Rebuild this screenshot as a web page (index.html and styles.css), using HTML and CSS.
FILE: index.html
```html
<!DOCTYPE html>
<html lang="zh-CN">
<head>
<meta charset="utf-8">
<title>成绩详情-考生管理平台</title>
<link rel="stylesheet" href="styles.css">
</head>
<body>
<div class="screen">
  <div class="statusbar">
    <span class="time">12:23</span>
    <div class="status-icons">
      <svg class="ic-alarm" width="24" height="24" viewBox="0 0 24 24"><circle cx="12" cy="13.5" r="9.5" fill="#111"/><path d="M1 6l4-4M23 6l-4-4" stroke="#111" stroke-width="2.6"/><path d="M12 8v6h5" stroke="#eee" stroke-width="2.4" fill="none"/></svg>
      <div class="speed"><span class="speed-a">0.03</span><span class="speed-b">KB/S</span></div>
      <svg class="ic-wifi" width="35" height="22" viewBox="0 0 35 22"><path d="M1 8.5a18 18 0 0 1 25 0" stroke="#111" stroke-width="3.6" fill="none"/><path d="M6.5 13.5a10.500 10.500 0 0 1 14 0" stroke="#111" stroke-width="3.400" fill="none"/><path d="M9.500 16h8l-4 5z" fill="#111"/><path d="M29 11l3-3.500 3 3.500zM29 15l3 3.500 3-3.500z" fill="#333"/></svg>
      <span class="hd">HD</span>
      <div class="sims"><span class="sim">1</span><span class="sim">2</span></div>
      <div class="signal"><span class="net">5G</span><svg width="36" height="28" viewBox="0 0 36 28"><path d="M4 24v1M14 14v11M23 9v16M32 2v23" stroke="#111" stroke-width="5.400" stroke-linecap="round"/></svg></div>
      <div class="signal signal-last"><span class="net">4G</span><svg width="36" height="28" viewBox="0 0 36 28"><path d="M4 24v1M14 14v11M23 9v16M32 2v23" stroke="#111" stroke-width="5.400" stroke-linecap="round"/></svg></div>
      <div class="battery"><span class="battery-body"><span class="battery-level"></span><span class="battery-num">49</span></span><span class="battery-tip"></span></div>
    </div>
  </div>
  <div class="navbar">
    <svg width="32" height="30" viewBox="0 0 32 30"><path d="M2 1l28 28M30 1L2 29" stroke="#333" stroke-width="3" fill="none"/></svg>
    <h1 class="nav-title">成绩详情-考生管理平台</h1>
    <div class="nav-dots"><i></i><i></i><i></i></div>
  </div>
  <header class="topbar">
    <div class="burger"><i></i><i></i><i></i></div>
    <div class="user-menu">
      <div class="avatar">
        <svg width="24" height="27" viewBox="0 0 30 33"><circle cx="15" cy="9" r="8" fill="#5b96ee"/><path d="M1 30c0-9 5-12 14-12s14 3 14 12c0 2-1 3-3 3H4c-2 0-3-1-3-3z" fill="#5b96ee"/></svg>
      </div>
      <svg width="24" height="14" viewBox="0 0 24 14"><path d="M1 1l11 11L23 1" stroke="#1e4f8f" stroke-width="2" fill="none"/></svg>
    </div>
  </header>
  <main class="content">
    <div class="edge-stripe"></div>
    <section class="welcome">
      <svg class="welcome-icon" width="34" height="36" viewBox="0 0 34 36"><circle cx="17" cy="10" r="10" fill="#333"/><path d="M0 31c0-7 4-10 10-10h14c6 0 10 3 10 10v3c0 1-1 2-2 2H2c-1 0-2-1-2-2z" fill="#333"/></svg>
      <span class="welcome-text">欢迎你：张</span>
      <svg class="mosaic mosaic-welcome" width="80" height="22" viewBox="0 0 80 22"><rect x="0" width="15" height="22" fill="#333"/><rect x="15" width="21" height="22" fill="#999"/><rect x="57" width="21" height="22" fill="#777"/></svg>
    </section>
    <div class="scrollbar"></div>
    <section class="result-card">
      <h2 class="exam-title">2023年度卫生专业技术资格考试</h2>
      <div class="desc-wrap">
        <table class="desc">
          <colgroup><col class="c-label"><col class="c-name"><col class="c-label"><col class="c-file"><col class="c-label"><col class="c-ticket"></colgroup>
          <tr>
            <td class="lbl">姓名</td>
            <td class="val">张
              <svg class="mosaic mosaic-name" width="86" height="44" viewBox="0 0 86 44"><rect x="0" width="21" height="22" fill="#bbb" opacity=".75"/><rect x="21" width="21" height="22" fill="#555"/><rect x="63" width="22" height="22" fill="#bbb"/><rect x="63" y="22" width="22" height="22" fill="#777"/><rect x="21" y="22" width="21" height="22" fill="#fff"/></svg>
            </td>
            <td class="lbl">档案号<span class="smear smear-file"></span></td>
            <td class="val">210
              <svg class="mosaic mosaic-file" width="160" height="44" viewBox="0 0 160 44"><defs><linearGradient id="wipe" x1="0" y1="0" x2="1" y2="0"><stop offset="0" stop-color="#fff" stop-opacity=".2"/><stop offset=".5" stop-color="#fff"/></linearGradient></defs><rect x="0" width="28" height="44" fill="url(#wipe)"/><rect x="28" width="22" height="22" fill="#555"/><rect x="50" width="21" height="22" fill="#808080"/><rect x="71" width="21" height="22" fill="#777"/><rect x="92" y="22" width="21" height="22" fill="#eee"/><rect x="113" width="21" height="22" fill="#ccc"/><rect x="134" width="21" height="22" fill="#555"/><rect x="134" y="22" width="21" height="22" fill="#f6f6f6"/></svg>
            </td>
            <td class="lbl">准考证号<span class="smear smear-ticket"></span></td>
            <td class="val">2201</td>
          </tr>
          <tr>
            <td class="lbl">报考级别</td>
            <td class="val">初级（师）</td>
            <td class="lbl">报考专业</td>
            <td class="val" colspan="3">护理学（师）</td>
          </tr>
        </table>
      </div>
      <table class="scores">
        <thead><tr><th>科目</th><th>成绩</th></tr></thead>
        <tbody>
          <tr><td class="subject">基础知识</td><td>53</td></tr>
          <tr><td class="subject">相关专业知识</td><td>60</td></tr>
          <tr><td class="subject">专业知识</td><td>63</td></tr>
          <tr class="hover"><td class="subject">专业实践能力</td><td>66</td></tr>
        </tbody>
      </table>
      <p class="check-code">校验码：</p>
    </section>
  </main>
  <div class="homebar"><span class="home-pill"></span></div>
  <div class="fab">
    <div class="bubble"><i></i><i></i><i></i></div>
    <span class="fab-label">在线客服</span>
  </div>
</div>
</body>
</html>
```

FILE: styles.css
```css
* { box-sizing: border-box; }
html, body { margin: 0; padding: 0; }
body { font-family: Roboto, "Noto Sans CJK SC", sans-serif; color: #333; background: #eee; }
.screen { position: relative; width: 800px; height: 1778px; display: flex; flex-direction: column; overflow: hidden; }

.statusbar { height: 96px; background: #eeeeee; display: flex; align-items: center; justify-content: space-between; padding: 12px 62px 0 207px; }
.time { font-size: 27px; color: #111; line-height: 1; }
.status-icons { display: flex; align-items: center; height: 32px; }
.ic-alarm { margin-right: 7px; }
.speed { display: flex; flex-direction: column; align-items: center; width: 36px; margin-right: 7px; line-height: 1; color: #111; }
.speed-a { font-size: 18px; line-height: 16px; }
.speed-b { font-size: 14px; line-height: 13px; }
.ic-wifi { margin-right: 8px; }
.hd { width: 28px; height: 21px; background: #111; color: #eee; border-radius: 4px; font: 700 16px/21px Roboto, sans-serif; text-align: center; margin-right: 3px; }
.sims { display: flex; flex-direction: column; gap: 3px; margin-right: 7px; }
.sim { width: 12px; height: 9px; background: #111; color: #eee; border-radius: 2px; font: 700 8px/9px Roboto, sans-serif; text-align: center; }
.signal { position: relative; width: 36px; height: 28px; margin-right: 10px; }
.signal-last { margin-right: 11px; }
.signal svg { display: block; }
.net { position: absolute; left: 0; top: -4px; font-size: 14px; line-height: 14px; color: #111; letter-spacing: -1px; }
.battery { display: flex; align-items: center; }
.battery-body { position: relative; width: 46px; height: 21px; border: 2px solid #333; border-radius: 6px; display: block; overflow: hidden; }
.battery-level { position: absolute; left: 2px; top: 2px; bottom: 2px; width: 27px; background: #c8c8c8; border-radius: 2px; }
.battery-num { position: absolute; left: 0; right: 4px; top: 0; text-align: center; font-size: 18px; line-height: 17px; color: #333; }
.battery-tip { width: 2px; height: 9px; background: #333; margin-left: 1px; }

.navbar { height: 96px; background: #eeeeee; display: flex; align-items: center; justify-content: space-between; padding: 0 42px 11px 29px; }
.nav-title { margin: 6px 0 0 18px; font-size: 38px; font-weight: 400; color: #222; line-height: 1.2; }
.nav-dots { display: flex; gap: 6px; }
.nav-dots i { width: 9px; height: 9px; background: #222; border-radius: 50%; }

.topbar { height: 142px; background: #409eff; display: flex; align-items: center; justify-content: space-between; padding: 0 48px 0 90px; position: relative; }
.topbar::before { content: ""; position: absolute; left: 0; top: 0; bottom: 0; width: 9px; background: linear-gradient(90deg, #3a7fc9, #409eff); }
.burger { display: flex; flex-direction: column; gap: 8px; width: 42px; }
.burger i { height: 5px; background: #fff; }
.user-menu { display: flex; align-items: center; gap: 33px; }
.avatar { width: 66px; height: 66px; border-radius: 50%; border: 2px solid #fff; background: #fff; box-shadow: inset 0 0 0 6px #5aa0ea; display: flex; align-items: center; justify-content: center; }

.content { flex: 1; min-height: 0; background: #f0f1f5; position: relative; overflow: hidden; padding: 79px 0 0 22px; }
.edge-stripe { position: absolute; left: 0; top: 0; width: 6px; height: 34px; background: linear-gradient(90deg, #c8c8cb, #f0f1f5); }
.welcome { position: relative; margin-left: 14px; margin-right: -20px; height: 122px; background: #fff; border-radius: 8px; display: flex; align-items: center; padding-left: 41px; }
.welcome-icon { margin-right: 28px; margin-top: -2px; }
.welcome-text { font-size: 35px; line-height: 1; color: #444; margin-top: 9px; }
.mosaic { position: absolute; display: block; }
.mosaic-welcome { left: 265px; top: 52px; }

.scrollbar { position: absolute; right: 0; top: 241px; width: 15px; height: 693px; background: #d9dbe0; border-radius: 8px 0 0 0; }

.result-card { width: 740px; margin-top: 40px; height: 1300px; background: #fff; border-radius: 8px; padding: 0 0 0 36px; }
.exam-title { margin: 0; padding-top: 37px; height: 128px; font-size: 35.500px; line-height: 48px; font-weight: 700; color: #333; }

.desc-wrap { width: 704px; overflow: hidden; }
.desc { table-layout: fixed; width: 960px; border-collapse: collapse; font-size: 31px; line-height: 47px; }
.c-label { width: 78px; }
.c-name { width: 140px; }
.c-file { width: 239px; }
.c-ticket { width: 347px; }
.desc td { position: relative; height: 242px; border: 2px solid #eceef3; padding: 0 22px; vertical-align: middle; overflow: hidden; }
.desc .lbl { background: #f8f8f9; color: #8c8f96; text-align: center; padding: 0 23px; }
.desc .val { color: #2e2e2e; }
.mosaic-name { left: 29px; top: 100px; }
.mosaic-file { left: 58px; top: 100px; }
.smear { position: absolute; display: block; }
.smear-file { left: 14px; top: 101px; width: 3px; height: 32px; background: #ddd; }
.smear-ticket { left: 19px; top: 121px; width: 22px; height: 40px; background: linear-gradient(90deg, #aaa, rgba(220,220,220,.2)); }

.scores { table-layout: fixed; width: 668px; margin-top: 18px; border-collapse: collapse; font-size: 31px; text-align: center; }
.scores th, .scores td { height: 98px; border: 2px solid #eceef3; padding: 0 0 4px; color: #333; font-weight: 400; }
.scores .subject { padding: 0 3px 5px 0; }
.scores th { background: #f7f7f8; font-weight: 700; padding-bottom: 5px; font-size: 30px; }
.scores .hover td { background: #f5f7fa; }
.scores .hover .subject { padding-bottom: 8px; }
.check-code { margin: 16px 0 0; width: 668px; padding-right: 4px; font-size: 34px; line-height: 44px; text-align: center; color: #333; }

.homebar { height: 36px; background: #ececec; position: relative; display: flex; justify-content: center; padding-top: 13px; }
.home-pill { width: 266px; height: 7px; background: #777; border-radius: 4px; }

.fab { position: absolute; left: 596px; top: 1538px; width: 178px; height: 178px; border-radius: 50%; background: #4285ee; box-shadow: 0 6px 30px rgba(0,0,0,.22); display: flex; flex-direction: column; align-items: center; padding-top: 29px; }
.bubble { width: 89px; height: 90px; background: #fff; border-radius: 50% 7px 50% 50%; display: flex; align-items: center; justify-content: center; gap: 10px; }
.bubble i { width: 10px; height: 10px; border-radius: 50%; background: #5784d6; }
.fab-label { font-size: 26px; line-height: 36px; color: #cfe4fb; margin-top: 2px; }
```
——
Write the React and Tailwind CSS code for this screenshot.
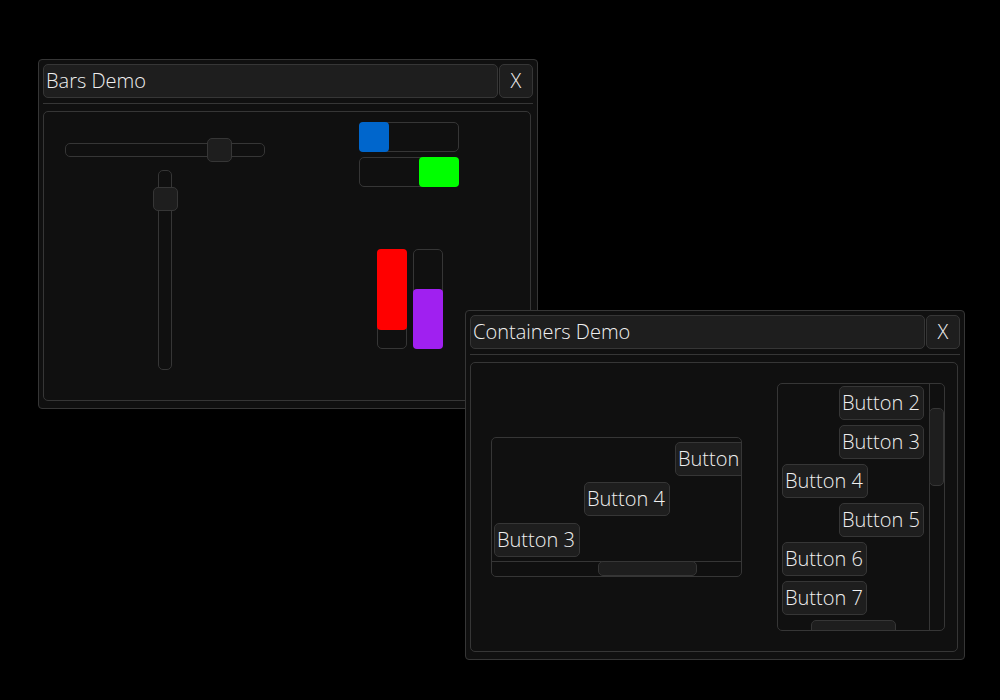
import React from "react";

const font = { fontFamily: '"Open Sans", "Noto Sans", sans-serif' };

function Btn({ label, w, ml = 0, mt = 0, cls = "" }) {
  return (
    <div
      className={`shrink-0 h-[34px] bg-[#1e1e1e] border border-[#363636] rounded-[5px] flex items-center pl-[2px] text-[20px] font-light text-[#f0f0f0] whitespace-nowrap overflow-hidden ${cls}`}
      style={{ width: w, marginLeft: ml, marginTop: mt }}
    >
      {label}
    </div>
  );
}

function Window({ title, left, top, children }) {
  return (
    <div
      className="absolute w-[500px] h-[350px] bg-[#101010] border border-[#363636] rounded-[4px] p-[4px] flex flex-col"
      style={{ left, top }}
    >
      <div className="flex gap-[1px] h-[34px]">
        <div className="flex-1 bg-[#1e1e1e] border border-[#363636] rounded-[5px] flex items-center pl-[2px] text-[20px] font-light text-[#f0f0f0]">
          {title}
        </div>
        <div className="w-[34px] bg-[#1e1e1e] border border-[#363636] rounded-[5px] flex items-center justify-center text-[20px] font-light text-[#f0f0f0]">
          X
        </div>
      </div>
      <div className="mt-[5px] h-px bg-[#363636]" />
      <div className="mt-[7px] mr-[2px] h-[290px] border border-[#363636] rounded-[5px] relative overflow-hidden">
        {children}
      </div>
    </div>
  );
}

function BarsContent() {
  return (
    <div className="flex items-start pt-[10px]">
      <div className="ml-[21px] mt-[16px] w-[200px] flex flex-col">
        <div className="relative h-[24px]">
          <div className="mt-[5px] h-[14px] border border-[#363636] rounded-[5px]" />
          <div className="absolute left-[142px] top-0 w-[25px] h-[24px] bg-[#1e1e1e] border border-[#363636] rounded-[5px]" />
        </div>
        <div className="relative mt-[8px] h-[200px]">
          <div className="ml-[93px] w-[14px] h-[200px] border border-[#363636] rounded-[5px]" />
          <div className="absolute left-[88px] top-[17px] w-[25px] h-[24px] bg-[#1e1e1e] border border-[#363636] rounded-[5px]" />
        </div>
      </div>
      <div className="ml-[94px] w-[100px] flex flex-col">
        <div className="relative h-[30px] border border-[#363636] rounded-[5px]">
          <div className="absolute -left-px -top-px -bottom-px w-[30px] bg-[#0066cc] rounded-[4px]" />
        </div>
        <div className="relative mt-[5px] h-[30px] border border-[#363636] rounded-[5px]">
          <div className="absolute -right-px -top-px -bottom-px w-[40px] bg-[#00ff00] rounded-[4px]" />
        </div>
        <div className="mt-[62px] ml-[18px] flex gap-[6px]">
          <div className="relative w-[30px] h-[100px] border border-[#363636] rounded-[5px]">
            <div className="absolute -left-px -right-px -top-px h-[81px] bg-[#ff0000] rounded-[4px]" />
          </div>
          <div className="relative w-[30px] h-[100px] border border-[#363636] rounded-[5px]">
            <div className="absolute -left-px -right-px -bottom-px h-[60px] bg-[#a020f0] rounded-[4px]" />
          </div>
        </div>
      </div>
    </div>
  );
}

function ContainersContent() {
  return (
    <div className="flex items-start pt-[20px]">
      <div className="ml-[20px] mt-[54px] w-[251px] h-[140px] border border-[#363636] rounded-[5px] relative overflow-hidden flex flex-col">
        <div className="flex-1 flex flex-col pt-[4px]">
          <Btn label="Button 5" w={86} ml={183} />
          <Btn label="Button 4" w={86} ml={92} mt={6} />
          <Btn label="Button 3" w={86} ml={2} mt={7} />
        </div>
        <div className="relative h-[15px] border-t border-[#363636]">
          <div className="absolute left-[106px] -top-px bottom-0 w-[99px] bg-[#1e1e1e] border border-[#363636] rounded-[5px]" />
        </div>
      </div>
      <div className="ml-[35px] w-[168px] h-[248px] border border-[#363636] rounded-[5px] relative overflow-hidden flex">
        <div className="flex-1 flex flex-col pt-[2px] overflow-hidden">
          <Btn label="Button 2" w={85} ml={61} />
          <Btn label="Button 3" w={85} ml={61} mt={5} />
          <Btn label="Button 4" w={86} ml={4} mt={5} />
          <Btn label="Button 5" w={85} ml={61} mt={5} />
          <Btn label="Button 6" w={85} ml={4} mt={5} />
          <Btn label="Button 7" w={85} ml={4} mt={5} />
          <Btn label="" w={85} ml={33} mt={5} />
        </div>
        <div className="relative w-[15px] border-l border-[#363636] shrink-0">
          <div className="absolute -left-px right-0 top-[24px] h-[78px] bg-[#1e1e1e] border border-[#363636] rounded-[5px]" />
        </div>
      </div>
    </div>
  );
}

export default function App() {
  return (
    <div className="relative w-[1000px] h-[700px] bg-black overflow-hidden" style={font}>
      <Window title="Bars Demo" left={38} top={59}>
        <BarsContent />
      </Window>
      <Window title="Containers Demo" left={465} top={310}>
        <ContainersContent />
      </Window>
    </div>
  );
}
——
WRITTEN TASK:
Report how many lines of the entries hold the string "screenshot". Provide the number alone.

RESULT OF THIS TASK:
2